Plaintiff alleges defendants have attempted to perpetrate fraud on the court because the policy produced in this litigation is not identical to the policy defendants provided to the Oklahoma Insurance Commissioner pursuant to the Oklahoma Health Insurance Policy Language Simplification Act, 36 O.S. § 3641[ 36-3641], et seq. [Doc. No. 37, p. 1]. This argument is a red herring.

The purpose of the Health Insurance Policy Language Simplification Act is "to establish minimum standards for language used in policies and certificates of life, accident and health insurance . . ." [36 O.S. § 3642A[36-3642A]]. For example, policies must receive a minimum score of 40 on the "Flesch reading ease test," a standard test for readability which has been approved by the Oklahoma Insurance Commissioner. [36 O.S. § 3645A.1[36-3645A.1].]. They must be printed in not less than 10-point type, and must have a table of contents or index if they exceed a certain length. [36 O.S. § 3645A.2[36-3645A.2]., 4.]. Section 3648 of the Act prohibits issuance or delivery of any policy forms unless approved by the Commissioner and § 3649 provides for censure, suspension or revocation of the certificate or license of the insurer, and/or fines, for violation of the Act. [36 O.S. §§ 3648-3649[36-3648-3649]].

The affidavits and documents submitted by both parties clearly establish UNUM Life issued Policy No. 510750 001 to plaintiff's former employer, BCS Industries on October 1, 1996 [Doc. No. 2, p. 4, ¶ 5 and Ex. 10 thereto; Doc. No. 44, Exs. 1-4], and provided the master policy, employee benefit handbooks and a summary of benefits handouts to the company, and a copy of the master policy to David Knox, the insurance broker BCS used to obtain the policy. [Doc. No. 45-2, Affidavit of David R. Knox, ¶ 19-20]. Plaintiff's broker now claims-more than 12 years after the fact-the policy UNUM issued does not have all of the features and terms contained in UNUM's original proposal. [ Id., ¶ 21]. Nevertheless, it is uncontested the policy provided to plaintiff and the court is the policy issued to BCS by UNUM. No fraud has been perpetrated on plaintiff or the court. Therefore, plaintiff's Motion to Strike is denied.

Defendants also vigorously contest plaintiff's allegation that the policy issued to plaintiff's company differs from the policy approved by the Oklahoma Insurance Commission. Whether defendants violated Oklahoma's Health Insurance Policy Language Simplification Act is not an issue this court needs to decide. The issue, rather, is whether defendants-as alleged by plaintiff-have perpetrated a fraud on the court.

III. Motion to Remand A. Federal Question Jurisdiction

Congress has manifested an intent that state law claims falling within the scope of the civil enforcement provisions of § 502 of ERISA be removable, because such claims are "of necessity so federal in character that [they] arise under federal law for purposes of 28 U.S.C. § 1331." Plumbing Indus.

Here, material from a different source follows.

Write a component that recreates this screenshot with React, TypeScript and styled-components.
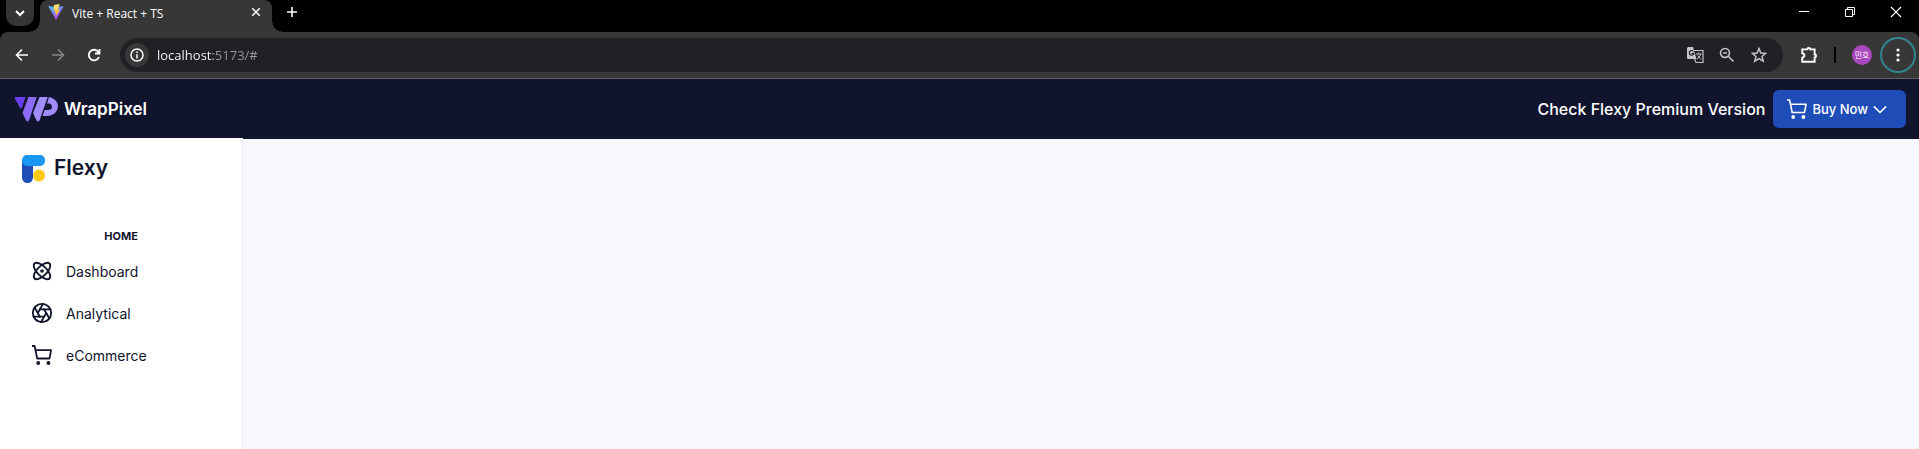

Bd. V. E.W. Howell Co., 126 F3d 61, 66 (2d Cir. 1997). In such cases, the burden is on the defendant, as the party asserting federal jurisdiction, to demonstrate the propriety of removal. Marcella v. Capital District Physicians Health Plan, Inc., 293 F.3d 42, 46 (2d Cir. 2002).

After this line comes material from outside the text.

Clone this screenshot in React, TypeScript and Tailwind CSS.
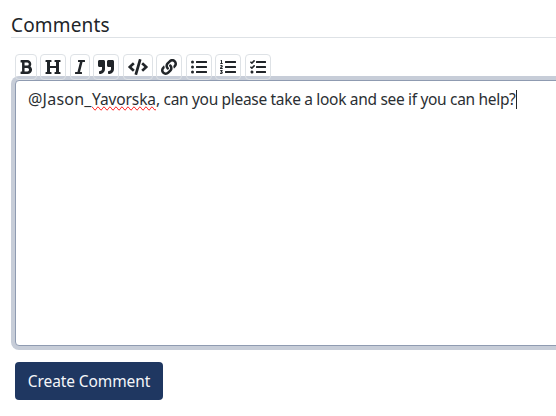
import type { ReactNode } from "react";
import {
  FaBold,
  FaCode,
  FaHeading,
  FaItalic,
  FaLink,
  FaListOl,
  FaListUl,
  FaQuoteRight,
  FaTasks,
} from "react-icons/fa";

function ToolButton({ label, children }: { label: string; children: ReactNode }) {
  return (
    <button
      type="button"
      aria-label={label}
      className="flex h-[26px] shrink-0 items-center rounded border border-[#dee2e6] px-1"
    >
      {children}
    </button>
  );
}

export default function App() {
  return (
    <main className="h-[416px] w-[556px] overflow-hidden bg-white pl-[11px] font-['Noto_Sans',sans-serif] text-[#212529]">
      <h2 className="h-[38px] border-b border-[#dee2e6] pt-[11px] text-[19px] leading-[28px] tracking-[0.15px]">
        Comments
      </h2>
      <div className="relative z-10 mt-4 ml-1 flex h-[26px] gap-[3.45px]">
        <ToolButton label="Bold"><FaBold className="h-4 w-3" /></ToolButton>
        <ToolButton label="Heading"><FaHeading className="h-4 w-4" /></ToolButton>
        <ToolButton label="Italic"><FaItalic className="h-4 w-2.5" /></ToolButton>
        <ToolButton label="Quote"><FaQuoteRight className="h-4 w-4" /></ToolButton>
        <ToolButton label="Code"><FaCode className="h-4 w-5" /></ToolButton>
        <ToolButton label="Link"><FaLink className="h-4 w-4" /></ToolButton>
        <ToolButton label="Bulleted list"><FaListUl className="h-4 w-4" /></ToolButton>
        <ToolButton label="Numbered list"><FaListOl className="h-4 w-4" /></ToolButton>
        <ToolButton label="Task list"><FaTasks className="h-4 w-4" /></ToolButton>
      </div>
      <div className="ml-1 h-[266px] w-[600px] rounded border border-[#8f9bb1] bg-white px-3 pt-[6px] text-[15.5px] leading-6 text-[#2b2f33] shadow-[0_0_0_4px_#c7cdd8]">
        <div className="flex whitespace-pre">
          <span className="w-[64px] text-[16px] tracking-[0.22px]">@Jason_</span>
          <span className="w-[64px] tracking-[-0.1px] [text-decoration-line:spelling-error]">
            Yavorska
          </span>
          <span className="w-[360px] tracking-[-0.32px]">, can you please take a look and see if you can help?</span>
          <span className="mt-[3px] h-[19px] w-px bg-[#212529]" />
        </div>
      </div>
      <button
        type="button"
        className="mt-4 ml-1 flex h-[38px] w-[148px] items-center justify-center rounded bg-[#1f3761] pt-0.5 text-[15.5px] tracking-[-0.1px] whitespace-nowrap text-[#f4f6f9]"
      >
        Create Comment
      </button>
    </main>
  );
}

The Tenth Circuit has adopted five criteria for determining whether an "employee welfare benefits plan" falls within ERISA's scope: (1) a plan, fund or program (2) established or maintained (3) by an employer (4) for the purpose of providing health care or disability benefits (5) to participants or their beneficiaries. Sipma v. Massachusetts Casualty Insurance Company, 256 F.3d 1006, 1009 (10th Cir. 2001).

With respect to the first criterion, a plan, fund or program exists "if from the surrounding circumstances, a reasonable person can ascertain the intended benefits, a class of beneficiaries, the source of financing, and the procedures for receiving benefits." Id. at 1012. Here, the policy provided for long term disability benefits, which are specifically included in the definition of employee "welfare benefit plan" under ERISA, 29 U.S.C. § 1002(1). The classes of beneficiaries include eligible employees of CBS, Inc., and the benefits were funded by insurance, the premiums of which were paid jointly by CBS, Inc. and CBS, Inc. employees. [Doc. 2, Ex. 10, Policy at UACL 2834]. The benefits claims procedures were described in the CBS, Inc. Employee Handbook. [ Id., Ex. 14]. Thus, it is clear that a "plan, fund or program" existed.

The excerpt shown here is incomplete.